### Aim of the exercise
Quote the whole listing exactly. Leave the pictures out of your copy.

######

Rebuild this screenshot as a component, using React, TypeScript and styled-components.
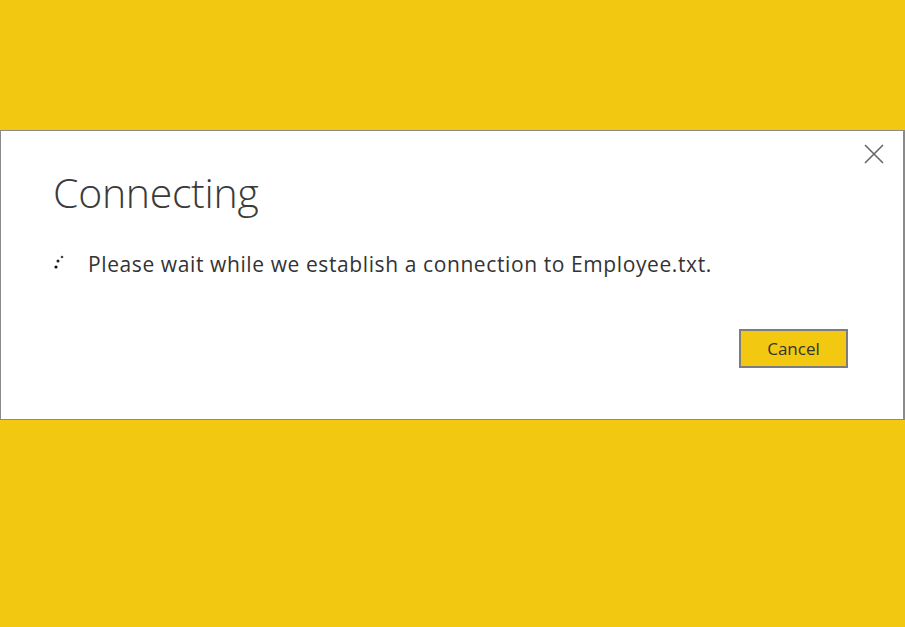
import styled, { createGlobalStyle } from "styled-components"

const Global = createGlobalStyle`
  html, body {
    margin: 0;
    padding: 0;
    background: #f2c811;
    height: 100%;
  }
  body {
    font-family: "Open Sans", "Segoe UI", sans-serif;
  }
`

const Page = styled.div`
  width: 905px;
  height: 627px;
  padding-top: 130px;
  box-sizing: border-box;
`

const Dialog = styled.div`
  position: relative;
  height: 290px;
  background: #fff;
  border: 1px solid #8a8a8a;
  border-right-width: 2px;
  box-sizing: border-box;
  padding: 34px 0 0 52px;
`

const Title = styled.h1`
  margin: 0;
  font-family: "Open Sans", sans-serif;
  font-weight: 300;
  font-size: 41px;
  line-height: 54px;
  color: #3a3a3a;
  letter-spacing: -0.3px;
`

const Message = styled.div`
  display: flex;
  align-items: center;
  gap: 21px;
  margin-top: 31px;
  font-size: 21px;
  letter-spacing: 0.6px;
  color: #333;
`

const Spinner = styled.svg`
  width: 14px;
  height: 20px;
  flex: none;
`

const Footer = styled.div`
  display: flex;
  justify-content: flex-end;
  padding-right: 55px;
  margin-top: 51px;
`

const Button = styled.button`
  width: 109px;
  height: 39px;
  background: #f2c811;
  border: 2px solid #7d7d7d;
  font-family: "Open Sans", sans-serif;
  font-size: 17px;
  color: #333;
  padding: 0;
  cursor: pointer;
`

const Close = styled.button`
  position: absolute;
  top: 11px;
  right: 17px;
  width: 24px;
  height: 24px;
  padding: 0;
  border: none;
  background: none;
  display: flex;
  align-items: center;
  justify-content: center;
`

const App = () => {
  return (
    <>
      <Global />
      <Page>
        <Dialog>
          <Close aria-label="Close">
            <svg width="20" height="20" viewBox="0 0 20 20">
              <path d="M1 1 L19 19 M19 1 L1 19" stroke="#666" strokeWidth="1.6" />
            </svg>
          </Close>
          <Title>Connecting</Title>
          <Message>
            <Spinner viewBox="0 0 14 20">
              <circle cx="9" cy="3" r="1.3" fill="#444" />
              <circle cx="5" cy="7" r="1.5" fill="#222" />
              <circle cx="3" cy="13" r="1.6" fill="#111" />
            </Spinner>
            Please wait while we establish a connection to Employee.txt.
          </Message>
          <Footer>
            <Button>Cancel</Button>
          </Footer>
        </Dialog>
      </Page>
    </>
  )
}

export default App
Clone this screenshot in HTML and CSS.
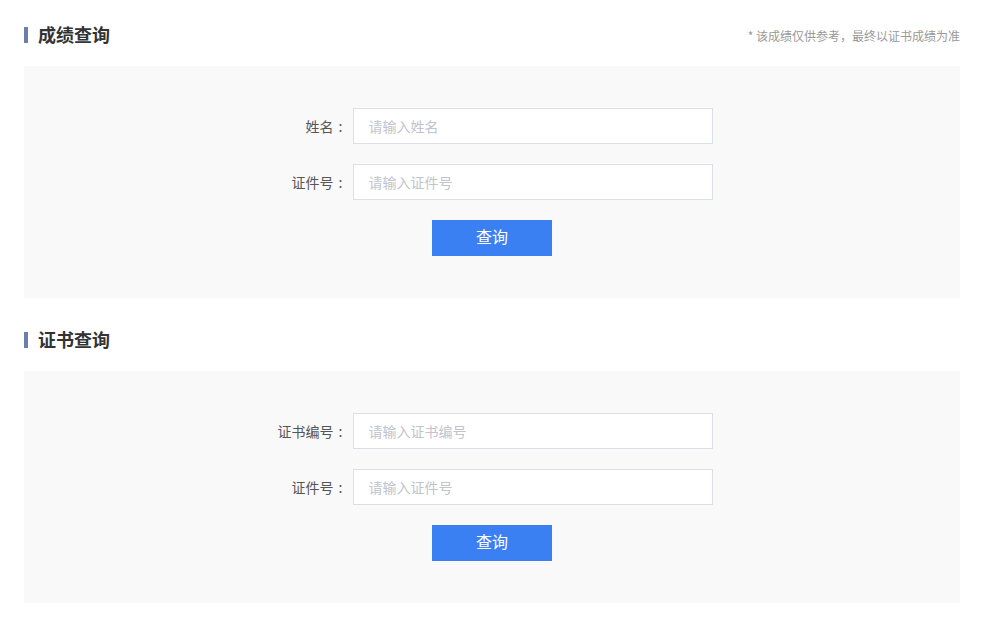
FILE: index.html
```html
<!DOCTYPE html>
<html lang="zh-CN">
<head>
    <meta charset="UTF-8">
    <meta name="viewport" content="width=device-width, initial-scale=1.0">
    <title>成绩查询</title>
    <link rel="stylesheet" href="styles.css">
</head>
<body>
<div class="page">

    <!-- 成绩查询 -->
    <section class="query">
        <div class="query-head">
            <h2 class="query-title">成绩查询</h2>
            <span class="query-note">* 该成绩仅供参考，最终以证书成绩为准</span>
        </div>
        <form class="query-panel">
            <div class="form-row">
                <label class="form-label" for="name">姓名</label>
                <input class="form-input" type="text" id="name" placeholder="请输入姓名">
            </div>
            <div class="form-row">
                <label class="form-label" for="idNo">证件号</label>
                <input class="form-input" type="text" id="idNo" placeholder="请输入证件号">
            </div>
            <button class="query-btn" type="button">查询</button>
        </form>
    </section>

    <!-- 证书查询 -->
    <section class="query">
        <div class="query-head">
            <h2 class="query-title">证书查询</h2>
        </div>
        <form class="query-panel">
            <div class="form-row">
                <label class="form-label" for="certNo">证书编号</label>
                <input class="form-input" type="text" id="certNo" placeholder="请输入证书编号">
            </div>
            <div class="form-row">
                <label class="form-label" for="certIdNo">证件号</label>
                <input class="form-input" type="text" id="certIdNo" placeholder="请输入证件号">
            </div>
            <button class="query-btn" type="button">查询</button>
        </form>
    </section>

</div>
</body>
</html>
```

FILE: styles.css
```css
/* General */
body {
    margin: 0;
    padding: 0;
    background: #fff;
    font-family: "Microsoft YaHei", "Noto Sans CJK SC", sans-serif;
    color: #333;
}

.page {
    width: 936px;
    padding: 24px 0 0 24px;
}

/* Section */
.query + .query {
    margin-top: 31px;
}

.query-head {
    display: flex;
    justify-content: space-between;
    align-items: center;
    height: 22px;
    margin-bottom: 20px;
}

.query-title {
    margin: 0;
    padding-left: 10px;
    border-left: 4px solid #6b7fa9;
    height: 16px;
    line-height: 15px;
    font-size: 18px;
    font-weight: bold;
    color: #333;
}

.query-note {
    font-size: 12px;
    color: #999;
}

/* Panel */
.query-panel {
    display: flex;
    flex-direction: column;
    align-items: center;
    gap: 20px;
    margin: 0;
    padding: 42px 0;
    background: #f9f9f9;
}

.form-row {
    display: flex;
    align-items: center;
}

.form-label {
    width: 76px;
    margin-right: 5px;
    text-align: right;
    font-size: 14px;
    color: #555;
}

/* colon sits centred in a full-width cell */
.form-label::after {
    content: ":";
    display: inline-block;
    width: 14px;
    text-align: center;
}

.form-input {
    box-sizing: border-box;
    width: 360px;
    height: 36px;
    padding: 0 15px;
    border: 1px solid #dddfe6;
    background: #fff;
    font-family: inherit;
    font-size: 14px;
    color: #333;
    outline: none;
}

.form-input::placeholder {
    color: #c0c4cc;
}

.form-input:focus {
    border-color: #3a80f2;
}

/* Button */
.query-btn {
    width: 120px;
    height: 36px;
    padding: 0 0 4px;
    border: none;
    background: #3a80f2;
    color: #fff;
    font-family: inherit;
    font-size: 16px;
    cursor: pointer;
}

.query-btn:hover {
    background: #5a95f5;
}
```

######

### Result of the task
Rebuild this screenshot as a component, using React, TypeScript and styled-components.
import styled, { createGlobalStyle } from "styled-components"

const Global = createGlobalStyle`
  html, body {
    margin: 0;
    padding: 0;
    background: #f2c811;
    height: 100%;
  }
  body {
    font-family: "Open Sans", "Segoe UI", sans-serif;
  }
`

const Page = styled.div`
  width: 905px;
  height: 627px;
  padding-top: 130px;
  box-sizing: border-box;
`

const Dialog = styled.div`
  position: relative;
  height: 290px;
  background: #fff;
  border: 1px solid #8a8a8a;
  border-right-width: 2px;
  box-sizing: border-box;
  padding: 34px 0 0 52px;
`

const Title = styled.h1`
  margin: 0;
  font-family: "Open Sans", sans-serif;
  font-weight: 300;
  font-size: 41px;
  line-height: 54px;
  color: #3a3a3a;
  letter-spacing: -0.3px;
`

const Message = styled.div`
  display: flex;
  align-items: center;
  gap: 21px;
  margin-top: 31px;
  font-size: 21px;
  letter-spacing: 0.6px;
  color: #333;
`

const Spinner = styled.svg`
  width: 14px;
  height: 20px;
  flex: none;
`

const Footer = styled.div`
  display: flex;
  justify-content: flex-end;
  padding-right: 55px;
  margin-top: 51px;
`

const Button = styled.button`
  width: 109px;
  height: 39px;
  background: #f2c811;
  border: 2px solid #7d7d7d;
  font-family: "Open Sans", sans-serif;
  font-size: 17px;
  color: #333;
  padding: 0;
  cursor: pointer;
`

const Close = styled.button`
  position: absolute;
  top: 11px;
  right: 17px;
  width: 24px;
  height: 24px;
  padding: 0;
  border: none;
  background: none;
  display: flex;
  align-items: center;
  justify-content: center;
`

const App = () => {
  return (
    <>
      <Global />
      <Page>
        <Dialog>
          <Close aria-label="Close">
            <svg width="20" height="20" viewBox="0 0 20 20">
              <path d="M1 1 L19 19 M19 1 L1 19" stroke="#666" strokeWidth="1.6" />
            </svg>
          </Close>
          <Title>Connecting</Title>
          <Message>
            <Spinner viewBox="0 0 14 20">
              <circle cx="9" cy="3" r="1.3" fill="#444" />
              <circle cx="5" cy="7" r="1.5" fill="#222" />
              <circle cx="3" cy="13" r="1.6" fill="#111" />
            </Spinner>
            Please wait while we establish a connection to Employee.txt.
          </Message>
          <Footer>
            <Button>Cancel</Button>
          </Footer>
        </Dialog>
      </Page>
    </>
  )
}

export default App
Clone this screenshot in HTML and CSS.
FILE: index.html
```html
<!DOCTYPE html>
<html lang="zh-CN">
<head>
    <meta charset="UTF-8">
    <meta name="viewport" content="width=device-width, initial-scale=1.0">
    <title>成绩查询</title>
    <link rel="stylesheet" href="styles.css">
</head>
<body>
<div class="page">

    <!-- 成绩查询 -->
    <section class="query">
        <div class="query-head">
            <h2 class="query-title">成绩查询</h2>
            <span class="query-note">* 该成绩仅供参考，最终以证书成绩为准</span>
        </div>
        <form class="query-panel">
            <div class="form-row">
                <label class="form-label" for="name">姓名</label>
                <input class="form-input" type="text" id="name" placeholder="请输入姓名">
            </div>
            <div class="form-row">
                <label class="form-label" for="idNo">证件号</label>
                <input class="form-input" type="text" id="idNo" placeholder="请输入证件号">
            </div>
            <button class="query-btn" type="button">查询</button>
        </form>
    </section>

    <!-- 证书查询 -->
    <section class="query">
        <div class="query-head">
            <h2 class="query-title">证书查询</h2>
        </div>
        <form class="query-panel">
            <div class="form-row">
                <label class="form-label" for="certNo">证书编号</label>
                <input class="form-input" type="text" id="certNo" placeholder="请输入证书编号">
            </div>
            <div class="form-row">
                <label class="form-label" for="certIdNo">证件号</label>
                <input class="form-input" type="text" id="certIdNo" placeholder="请输入证件号">
            </div>
            <button class="query-btn" type="button">查询</button>
        </form>
    </section>

</div>
</body>
</html>
```

FILE: styles.css
```css
/* General */
body {
    margin: 0;
    padding: 0;
    background: #fff;
    font-family: "Microsoft YaHei", "Noto Sans CJK SC", sans-serif;
    color: #333;
}

.page {
    width: 936px;
    padding: 24px 0 0 24px;
}

/* Section */
.query + .query {
    margin-top: 31px;
}

.query-head {
    display: flex;
    justify-content: space-between;
    align-items: center;
    height: 22px;
    margin-bottom: 20px;
}

.query-title {
    margin: 0;
    padding-left: 10px;
    border-left: 4px solid #6b7fa9;
    height: 16px;
    line-height: 15px;
    font-size: 18px;
    font-weight: bold;
    color: #333;
}

.query-note {
    font-size: 12px;
    color: #999;
}

/* Panel */
.query-panel {
    display: flex;
    flex-direction: column;
    align-items: center;
    gap: 20px;
    margin: 0;
    padding: 42px 0;
    background: #f9f9f9;
}

.form-row {
    display: flex;
    align-items: center;
}

.form-label {
    width: 76px;
    margin-right: 5px;
    text-align: right;
    font-size: 14px;
    color: #555;
}

/* colon sits centred in a full-width cell */
.form-label::after {
    content: ":";
    display: inline-block;
    width: 14px;
    text-align: center;
}

.form-input {
    box-sizing: border-box;
    width: 360px;
    height: 36px;
    padding: 0 15px;
    border: 1px solid #dddfe6;
    background: #fff;
    font-family: inherit;
    font-size: 14px;
    color: #333;
    outline: none;
}

.form-input::placeholder {
    color: #c0c4cc;
}

.form-input:focus {
    border-color: #3a80f2;
}

/* Button */
.query-btn {
    width: 120px;
    height: 36px;
    padding: 0 0 4px;
    border: none;
    background: #3a80f2;
    color: #fff;
    font-family: inherit;
    font-size: 16px;
    cursor: pointer;
}

.query-btn:hover {
    background: #5a95f5;
}
```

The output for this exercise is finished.